In terms of Information Theoretic or Bayesian approaches, they use different tools and make different assumptions, but still don’t have all the answers either, and in the end face the same problems, or worse ones because Bayesian inference steps back from making a definitive answer and just adduces evidence relative assumed or absent priors.
Machine Learning in the end also has results which it needs to consider for significance – often with CIs or T-Test, often with graphs, hopefully pairing rather than just comparing, and using appropriately compensated versions when the distributions don’t match. It also has its controversies about bootstrapping and cross-validation, and bias and variance. Worst of all, it has the propensity to generate and test myriads of alternative models just by parameterizing thoroughly all the algorithms in one of the many toolboxes, applied to the datasets thoughtfully archived to allow unbridled multiple testing. Worst still it is still in the dark ages using accuracy, or worse still F-measure, for evaluation – rather than chance-correct methods.
I have read dozens of papers on these issues, but have failed to find anything totally convincing – except the negative survey or meta-analysis papers that seem to indicate that most researchers don’t handle and interpret the statistics properly with respect to any “standard”, old or new.

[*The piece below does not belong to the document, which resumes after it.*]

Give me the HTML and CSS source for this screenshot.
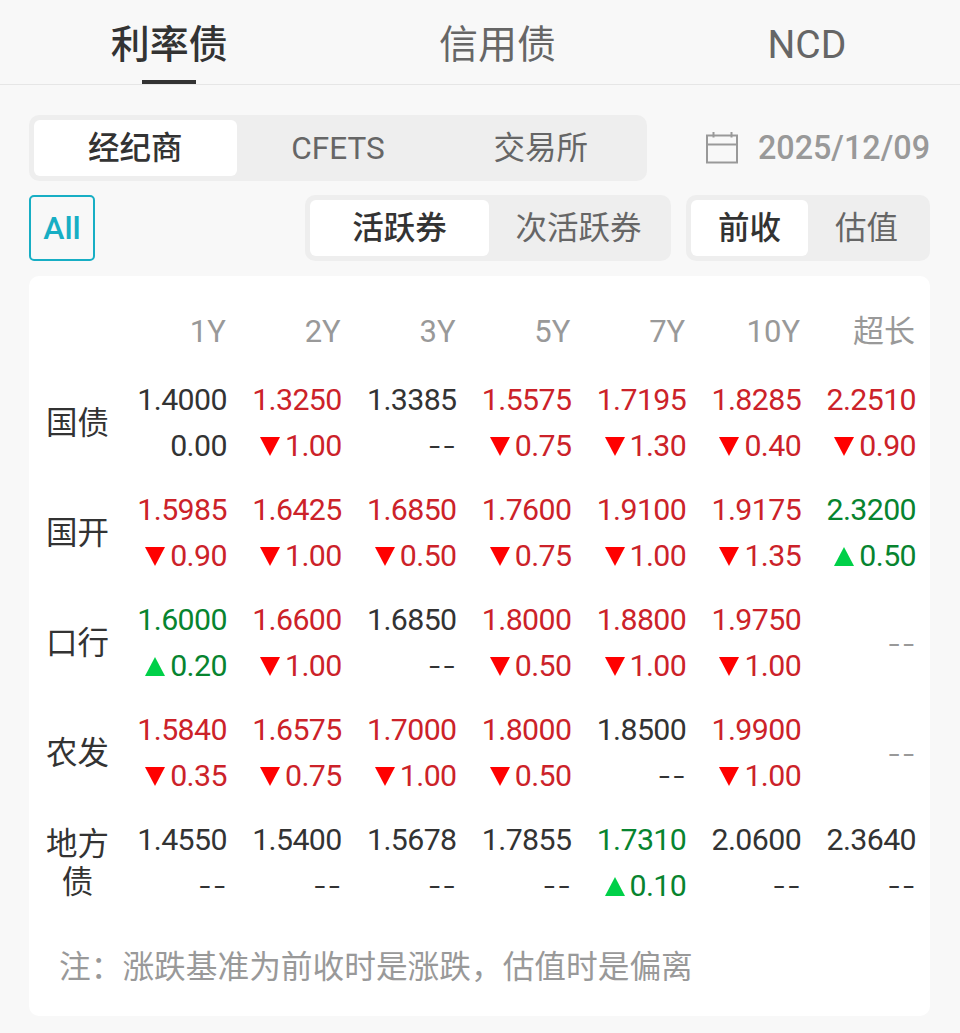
FILE: index.html
```html
<!DOCTYPE html>
<html lang="zh-CN">
<head>
    <meta charset="UTF-8">
    <meta name="viewport" content="width=device-width, initial-scale=1.0">
    <title>利率债</title>
    <link rel="stylesheet" href="styles.css">
</head>
<body>
    <nav class="tabs">
        <a class="tab active">利率债</a>
        <a class="tab">信用债</a>
        <a class="tab">NCD</a>
    </nav>

    <div class="toolbar">
        <div class="segment source">
            <button class="active">经纪商</button>
            <button>CFETS</button>
            <button>交易所</button>
        </div>
        <div class="date">
            <svg class="calendar" width="34" height="34" viewBox="0 0 34 34" fill="none" stroke="#999" stroke-width="2">
                <path d="M2 4.5H32V31.5H2ZM2 13.5H32M8.5 1V6.5M26.5 1V6.5"/>
            </svg>
            <span>2025/12/09</span>
        </div>
    </div>

    <div class="toolbar filters">
        <button class="all">All</button>
        <div class="segment bond">
            <button class="active">活跃券</button>
            <button>次活跃券</button>
        </div>
        <div class="segment base">
            <button class="active">前收</button>
            <button>估值</button>
        </div>
    </div>

    <div class="card">
        <table>
            <thead>
                <tr><th class="label"></th><th>1Y</th><th>2Y</th><th>3Y</th><th>5Y</th><th>7Y</th><th>10Y</th><th>超长</th></tr>
            </thead>
            <tbody id="rates"></tbody>
        </table>
        <p class="note">注：涨跌基准为前收时是涨跌，估值时是偏离</p>
    </div>

    <script>
        // [收益率, 涨跌bp]，null 表示无涨跌数据
        const rates = {
            "国债": [["1.4000", 0], ["1.3250", -1], ["1.3385", null], ["1.5575", -0.75], ["1.7195", -1.3], ["1.8285", -0.4], ["2.2510", -0.9]],
            "国开": [["1.5985", -0.9], ["1.6425", -1], ["1.6850", -0.5], ["1.7600", -0.75], ["1.9100", -1], ["1.9175", -1.35], ["2.3200", 0.5]],
            "口行": [["1.6000", 0.2], ["1.6600", -1], ["1.6850", null], ["1.8000", -0.5], ["1.8800", -1], ["1.9750", -1], null],
            "农发": [["1.5840", -0.35], ["1.6575", -0.75], ["1.7000", -1], ["1.8000", -0.5], ["1.8500", null], ["1.9900", -1], null],
            "地方债": [["1.4550", null], ["1.5400", null], ["1.5678", null], ["1.7855", null], ["1.7310", 0.1], ["2.0600", null], ["2.3640", null]]
        };

        function renderCell(cell) {
            if (!cell) {
                return '<td class="empty"><div class="diff"><span class="dash">--</span></div></td>';
            }
            const [rate, diff] = cell;
            let cls = "";
            if (diff < 0) cls = "down";
            if (diff > 0) cls = "up";
            const arrow = cls ? '<i class="arrow"></i>' : "";
            const text = diff === null ? '<span class="dash">--</span>' : Math.abs(diff).toFixed(2);
            return `<td class="${cls}"><div class="rate">${rate}</div><div class="diff">${arrow}${text}</div></td>`;
        }

        let html = "";
        for (const name in rates) {
            html += `<tr><td class="label"><div>${name}</div></td>${rates[name].map(renderCell).join("")}</tr>`;
        }
        document.getElementById("rates").innerHTML = html;
    </script>
</body>
</html>
```

FILE: styles.css
```css
* {
    box-sizing: border-box;
}

body {
    margin: 0;
    background-color: #f8f8f8;
    color: #333;
    font-family: Roboto, "Noto Sans CJK SC", sans-serif;
    font-size: 31px;
}

button {
    margin: 0;
    padding: 0;
    border: none;
    background: none;
    color: #666;
    font-family: inherit;
    font-size: 31.5px;
    line-height: 56px;
    cursor: pointer;
}

.tabs {
    display: flex;
    justify-content: space-around;
    height: 85px;
    padding: 0 8px 0 5px;
    border-bottom: 1px solid #e6e6e6;
}

.tab {
    display: flex;
    flex-direction: column;
    align-items: center;
    color: #666;
    font-size: 39px;
    line-height: 90px;
}

.tab.active {
    color: #333;
    font-weight: 500;
}

.tab.active::after {
    content: "";
    width: 54px;
    height: 4px;
    margin-top: -10px;
    background-color: #333;
}

.toolbar {
    display: flex;
    justify-content: space-between;
    align-items: center;
    padding: 30px 30px 0 29px;
}

.filters {
    padding-top: 14px;
}

.segment {
    display: flex;
    height: 66px;
    padding: 5px;
    border-radius: 10px;
    background-color: #eee;
}

.segment button {
    flex: 1;
    padding-top: 1px;
    line-height: 55px;
}

.segment .active {
    border-radius: 6px;
    background-color: #fff;
    color: #333;
    font-weight: 500;
}

.source {
    width: 618px;
}

.bond {
    width: 366px;
    margin-left: auto;
    margin-right: 15px;
}

.bond button {
    flex: none;
    width: 179px;
}

.base {
    width: 244px;
}

.date {
    display: flex;
    align-items: center;
    gap: 19px;
    color: #999;
    font-size: 32.3px;
    font-weight: 500;
}

.all {
    width: 66px;
    height: 66px;
    border: 2px solid #17aec4;
    border-radius: 5px;
    color: #17aec4;
    font-size: 32px;
    font-weight: 500;
    line-height: 60px;
}

.card {
    height: 740px;
    margin: 15px 30px 0 29px;
    padding: 28px 14px 0;
    border-radius: 10px;
    background-color: #fff;
}

table {
    width: 100%;
    table-layout: fixed;
    border-collapse: collapse;
}

th {
    height: 56px;
    padding: 0 1px 0 0;
    color: #999;
    font-weight: 400;
    line-height: 56px;
    text-align: right;
}

td {
    height: 110px;
    padding: 17px 0 0;
    text-align: right;
    vertical-align: top;
}

.label {
    width: 69px;
    text-align: center;
    font-size: 31.5px;
    line-height: 38px;
}

td.label {
    padding: 18px 0 0;
    vertical-align: middle;
}

.rate,
.diff {
    height: 46px;
    font-size: 30.3px;
    line-height: 46px;
    letter-spacing: -0.6px;
}

.diff {
    display: flex;
    justify-content: flex-end;
    align-items: center;
}

.down {
    color: #cc2229;
}

.up {
    color: #07842f;
}

.arrow {
    margin-right: 5px;
    border-left: 10.5px solid transparent;
    border-right: 10.5px solid transparent;
}

.down .arrow {
    border-top: 19px solid #f00;
}

.up .arrow {
    border-bottom: 19px solid #00d048;
}

.dash {
    margin: 0 -1px 10px 0;
    font-family: "Noto Sans CJK SC", sans-serif;
    font-size: 38px;
    font-weight: 300;
    letter-spacing: 2px;
}

.empty {
    vertical-align: middle;
    color: #999;
}

.note {
    margin: 30px 0 0 16px;
    color: #999;
    font-size: 31.7px;
    line-height: 56px;
}
```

Power, multiple testing, sizing and early stopping, interpretation of standard errors and confidence intervals, … these are just some of the issues.
Please shoot me down – I’d like to be proven wrong! In my view there’s lots of bathwater, but we haven’t found the baby yet! At this stage none of the extreme views or name-brand approaches looks promising as being the answer, and those that want to throw out everything else have probably lost the baby.